The episode was written by series co-creator Trey Parker and was rated TV-MA LV in the United States, due to language and violence. It was one of the first episodes of South Park to use any of the L, S or V sub-ratings. Parker and Stone had many discussions with Comedy Central as how to portray the language used in the episode. Eventually, the network allowed them to use nearly all curse words except for "fuck", which remained bleeped. Prior to its premiere, the episode attracted attention from the Tourette Syndrome Association (TSA, renamed in 2015 to the Tourette Association of America), who "fully expect[ed] it to be offensive and insensitive to people with TS".
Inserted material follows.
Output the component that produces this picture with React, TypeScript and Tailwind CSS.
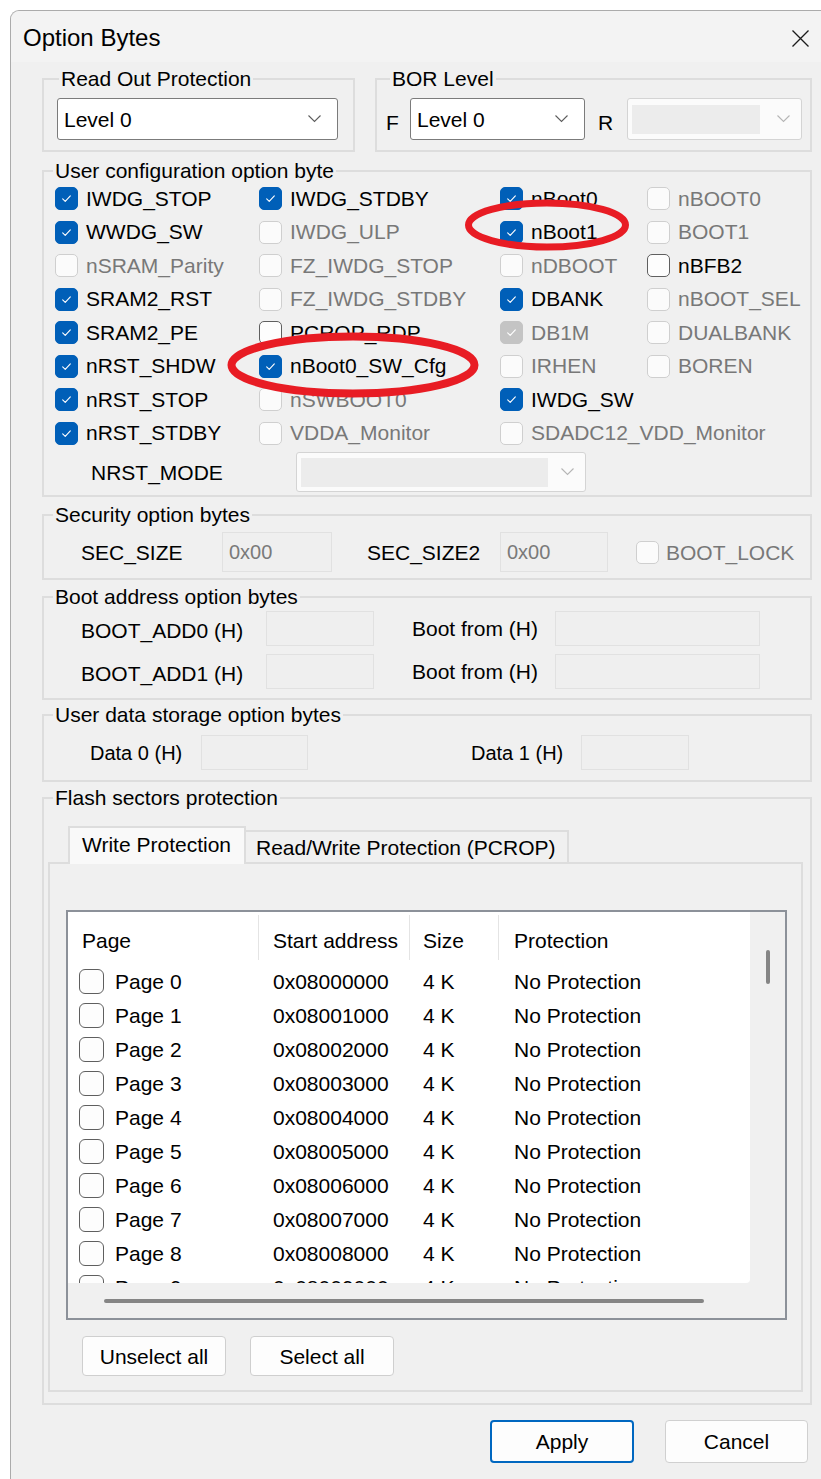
import React from 'react';

type Tick = 'on' | 'off' | 'dis' | 'disOn';

const boxTone: Record<Tick, string> = {
  on: 'border-[#005fb8] bg-[#005fb8]',
  disOn: 'border-[#c4c4c4] bg-[#c4c4c4]',
  off: 'border-[#5f5f5f] bg-[#fdfdfd]',
  dis: 'border-[#cfcfcf] bg-[#fbfbfb]',
};

function Tickbox({ state, big = false }: { state: Tick; big?: boolean }) {
  const checked = state === 'on' || state === 'disOn';
  const size = big ? 'h-[25px] w-[25px] rounded-[6px]' : 'h-[23px] w-[23px] rounded-[5px]';
  return (
    <span className={`flex shrink-0 items-center justify-center border-[1.5px] ${size} ${boxTone[state]}`}>
      {checked && (
        <svg viewBox="0 0 20 20" className="h-[17px] w-[17px]" fill="none" stroke="#ffffff" strokeWidth="1.3" strokeLinecap="round" strokeLinejoin="round">
          <path d="M5.5 10.5l3 3 6-6.5" />
        </svg>
      )}
    </span>
  );
}

function Option({ label, state }: { label: string; state: Tick }) {
  const muted = state === 'dis' || state === 'disOn';
  return (
    <div className="flex h-[33.5px] items-center gap-[8px] whitespace-nowrap">
      <Tickbox state={state} />
      <span className={`text-[21px] leading-[22px] ${muted ? 'text-[#787878]' : 'text-black'}`}>{label}</span>
    </div>
  );
}

function Chevron({ color }: { color: string }) {
  return (
    <svg width="13" height="8" viewBox="0 0 13 8" className="shrink-0">
      <path d="M0.5 0.5L6.5 6.5L12.5 0.5" stroke={color} fill="none" strokeWidth="1.1" />
    </svg>
  );
}

function Combo({ value, className }: { value: string; className: string }) {
  return (
    <div className={`flex items-center rounded-[3px] border border-[#7b7b7b] bg-white pl-[6px] pr-[16px] ${className}`}>
      <span className="flex-1 text-[21px] leading-none">{value}</span>
      <Chevron color="#5c5c5c" />
    </div>
  );
}

// greyed-out combo: empty text area plus a faded arrow
function DeadCombo({ className, fill }: { className: string; fill: string }) {
  return (
    <div className={`flex items-center rounded-[3px] border border-[#d4d4d4] bg-[#fbfbfb] pl-[4px] pr-[11px] ${className}`}>
      <div className={`h-[29px] bg-[#ececec] ${fill}`} />
      <div className="flex-1" />
      <Chevron color="#b5b5b5" />
    </div>
  );
}

function Field({ className, value = '' }: { className: string; value?: string }) {
  return (
    <div className={`flex items-center border border-[#e1e1e1] bg-[#efefef] pl-[6px] text-[20px] leading-none text-[#7a7a7a] ${className}`}>
      {value}
    </div>
  );
}

function Group({ title, inset, className, children }: { title: string; inset: string; className: string; children: React.ReactNode }) {
  return (
    <fieldset className={`min-w-0 border-2 border-[#dddddd] ${className}`}>
      <legend className={`px-[2px] text-[21px] leading-[22px] ${inset}`}>{title}</legend>
      {children}
    </fieldset>
  );
}

function Button({ label, className }: { label: string; className: string }) {
  return (
    <div className={`flex items-center justify-center rounded-[4px] bg-[#fdfdfd] text-[21px] leading-none ${className}`}>
      {label}
    </div>
  );
}

const userOptions: ([string, Tick] | null)[] = [
  ['IWDG_STOP', 'on'], ['IWDG_STDBY', 'on'], ['nBoot0', 'on'], ['nBOOT0', 'dis'],
  ['WWDG_SW', 'on'], ['IWDG_ULP', 'dis'], ['nBoot1', 'on'], ['BOOT1', 'dis'],
  ['nSRAM_Parity', 'dis'], ['FZ_IWDG_STOP', 'dis'], ['nDBOOT', 'dis'], ['nBFB2', 'off'],
  ['SRAM2_RST', 'on'], ['FZ_IWDG_STDBY', 'dis'], ['DBANK', 'on'], ['nBOOT_SEL', 'dis'],
  ['SRAM2_PE', 'on'], ['PCROP_RDP', 'off'], ['DB1M', 'disOn'], ['DUALBANK', 'dis'],
  ['nRST_SHDW', 'on'], ['nBoot0_SW_Cfg', 'on'], ['IRHEN', 'dis'], ['BOREN', 'dis'],
  ['nRST_STOP', 'on'], ['nSWBOOT0', 'dis'], ['IWDG_SW', 'on'], null,
  ['nRST_STDBY', 'on'], ['VDDA_Monitor', 'dis'], ['SDADC12_VDD_Monitor', 'dis'], null,
];

const pages = Array.from({ length: 10 }, (_, i) => ({
  name: `Page ${i}`,
  addr: `0x0800${i.toString(16).toUpperCase()}000`,
}));

export default function App() {
  return (
    <div className="relative h-[1479px] w-[821px] overflow-hidden bg-white pl-[10px] pt-[10px] font-['Liberation_Sans',Arial,sans-serif] text-black">
      <div className="h-[1480px] w-[820px] rounded-tl-[9px] border-l border-t border-[#ababab] bg-[#f0f0f0]">
        {/* title bar */}
        <div className="flex h-[51px] items-center rounded-tl-[9px] bg-[#f3f3f3] pl-[12px] pt-[3px]">
          <span className="text-[24px] leading-none">Option Bytes</span>
          <svg width="17" height="17" viewBox="0 0 17 17" className="ml-auto mr-[21px]">
            <path d="M0.5 0.5L16.5 16.5M16.5 0.5L0.5 16.5" stroke="#1b1b1b" strokeWidth="1.3" />
          </svg>
        </div>

        <div className="ml-[31px] flex w-[770px] flex-col pt-[6px]">
          <div className="flex gap-[20px]">
            <Group title="Read Out Protection" inset="ml-[15px]" className="w-[313px] pb-[10px]">
              <div className="ml-[13px] mt-[8px]">
                <Combo value="Level 0" className="h-[42px] w-[281px]" />
              </div>
            </Group>
            <Group title="BOR Level" inset="ml-[13px]" className="w-[437px] pb-[10px]">
              <div className="mt-[8px] flex items-center pl-[9px]">
                <span className="w-[24px] pt-[6px] text-[21px] leading-none">F</span>
                <Combo value="Level 0" className="h-[42px] w-[175px]" />
                <span className="ml-[13px] w-[29px] pt-[6px] text-[21px] leading-none">R</span>
                <DeadCombo className="h-[42px] w-[175px]" fill="w-[128px]" />
              </div>
            </Group>
          </div>

          <Group title="User configuration option byte" inset="ml-[9px]" className="mt-[8px] pb-[3px]">
            <div className="ml-[11px] grid grid-cols-[204px_241px_147px_1fr]">
              {userOptions.map((o, i) =>
                o ? <Option key={i} label={o[0]} state={o[1]} /> : <div key={i} className="h-[33.5px]" />
              )}
            </div>
            <div className="mt-[2px] flex h-[40px] items-center">
              <span className="ml-[47px] w-[205px] text-[21px] leading-none">NRST_MODE</span>
              <DeadCombo className="h-[40px] w-[290px]" fill="w-[247px]" />
            </div>
          </Group>

          <Group title="Security option bytes" inset="ml-[9px]" className="mt-[7px] pb-[6px]">
            <div className="mt-[6px] flex h-[40px] items-center pl-[37px] text-[21px] leading-none">
              <span className="w-[141px]">SEC_SIZE</span>
              <Field className="h-[40px] w-[110px]" value="0x00" />
              <span className="ml-[35px] w-[133px]">SEC_SIZE2</span>
              <Field className="h-[40px] w-[108px]" value="0x00" />
              <span className="ml-[28px] flex items-center gap-[7px]">
                <Tickbox state="dis" />
                <span className="text-[#787878]">BOOT_LOCK</span>
              </span>
            </div>
          </Group>

          <Group title="Boot address option bytes" inset="ml-[9px]" className="mt-[6px] pb-[9px]">
            {['BOOT_ADD0 (H)', 'BOOT_ADD1 (H)'].map((label, i) => (
              <div key={label} className={`flex h-[35px] items-center pl-[37px] text-[21px] leading-none ${i === 0 ? 'mt-[3px]' : 'mt-[8px]'}`}>
                <span className="w-[185px] pt-[3px]">{label}</span>
                <Field className="h-[35px] w-[108px]" />
                <span className="ml-[38px] w-[143px]">Boot from (H)</span>
                <Field className="h-[35px] w-[205px]" />
              </div>
            ))}
          </Group>

          <Group title="User data storage option bytes" inset="ml-[9px]" className="mt-[4px] pb-[10px]">
            <div className="mt-[9px] flex h-[35px] items-center pl-[46px] text-[20px] leading-none">
              <span className="w-[111px]">Data 0 (H)</span>
              <Field className="h-[35px] w-[107px]" />
              <span className="ml-[163px] w-[110px]">Data 1 (H)</span>
              <Field className="h-[35px] w-[108px]" />
            </div>
          </Group>

          <Group title="Flash sectors protection" inset="ml-[9px]" className="mt-[5px] pb-[11px]">
            <div className="ml-[4px] mr-[7px]">
              {/* tabs */}
              <div className="mt-[17px] flex h-[36px] items-end pl-[20px] text-[21px] leading-none">
                <div className="relative z-10 -mb-[2px] flex h-[38px] w-[178px] items-center border-2 border-b-0 border-[#dddddd] bg-[#f9f9f9] pb-[4px] pl-[12px]">
                  Write Protection
                </div>
                <div className="flex h-[32px] w-[323px] items-center border-2 border-b-0 border-l-0 border-[#dddddd] bg-[#f0f0f0] pl-[10px]">
                  Read/Write Protection (PCROP)
                </div>
              </div>

              <div className="border-2 border-[#dddddd] pb-[14px] pl-[16px] pr-[14px] pt-[46px]">
                {/* page list */}
                <div className="flex h-[410px] flex-col border-2 border-[#8c9199]">
                  <div className="flex h-[371px]">
                    <div className="w-[682px] overflow-hidden rounded-br-[4px] bg-white text-[21px] leading-none">
                      <div className="flex h-[52px] pt-[3px]">
                        <div className="flex h-[45px] w-[191px] items-center border-r border-[#e4e4e4] pl-[14px] pt-[5px]">Page</div>
                        <div className="flex h-[45px] w-[151px] items-center border-r border-[#e4e4e4] pl-[14px] pt-[5px]">Start address</div>
                        <div className="flex h-[45px] w-[89px] items-center border-r border-[#e4e4e4] pl-[13px] pt-[5px]">Size</div>
                        <div className="flex h-[45px] flex-1 items-center pl-[15px] pt-[5px]">Protection</div>
                      </div>
                      {pages.map((p) => (
                        <div key={p.name} className="flex h-[34px] items-center">
                          <div className="flex w-[191px] items-center gap-[11px] pl-[11px]">
                            <Tickbox state="off" big />
                            <span>{p.name}</span>
                          </div>
                          <div className="w-[151px] pl-[14px]">{p.addr}</div>
                          <div className="w-[89px] pl-[13px]">4 K</div>
                          <div className="flex-1 pl-[15px]">No Protection</div>
                        </div>
                      ))}
                    </div>
                    <div className="flex-1 bg-[#f0f0f0]">
                      <div className="ml-[16px] mt-[38px] h-[34px] w-[4px] rounded-full bg-[#858585]" />
                    </div>
                  </div>
                  <div className="flex-1 bg-[#f0f0f0]">
                    <div className="ml-[36px] mt-[16px] h-[4px] w-[600px] rounded-full bg-[#858585]" />
                  </div>
                </div>

                <div className="mt-[16px] flex gap-[24px] pl-[16px]">
                  <Button label="Unselect all" className="h-[40px] w-[144px] border border-[#cfcfcf]" />
                  <Button label="Select all" className="h-[40px] w-[144px] border border-[#cfcfcf]" />
                </div>
              </div>
            </div>
          </Group>

          <div className="mt-[15px] flex justify-end gap-[31px] pr-[4px]">
            <Button label="Apply" className="h-[43px] w-[144px] border-2 border-[#0067c0]" />
            <Button label="Cancel" className="h-[43px] w-[143px] border border-[#d0d0d0]" />
          </div>
        </div>
      </div>

      {/* red highlight rings */}
      <svg className="pointer-events-none absolute left-[462px] top-[196px]" width="170" height="58" viewBox="0 0 170 58">
        <ellipse cx="85" cy="29" rx="78.5" ry="22" fill="none" stroke="#e81c24" strokeWidth="7" />
      </svg>
      <svg className="pointer-events-none absolute left-[224px] top-[329px]" width="258" height="72" viewBox="0 0 258 72">
        <ellipse cx="129" cy="36" rx="121.5" ry="28.5" fill="none" stroke="#e81c24" strokeWidth="8" />
      </svg>
    </div>
  );
}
The episode received mixed reviews from television critics, with some praising the episode's humor and others considering its structure disjointed. The TSA conceded that "the episode was surprisingly well-researched. The highly exaggerated emphasis on coprolalia notwithstanding, for the attentive viewer, there was a surprising amount of accurate information conveyed", adding that several elements of the episode "served as a clever device" for providing accurate facts to the public. "Le Petit Tourette" was released on DVD along with the rest of the eleventh season on August 12, 2008.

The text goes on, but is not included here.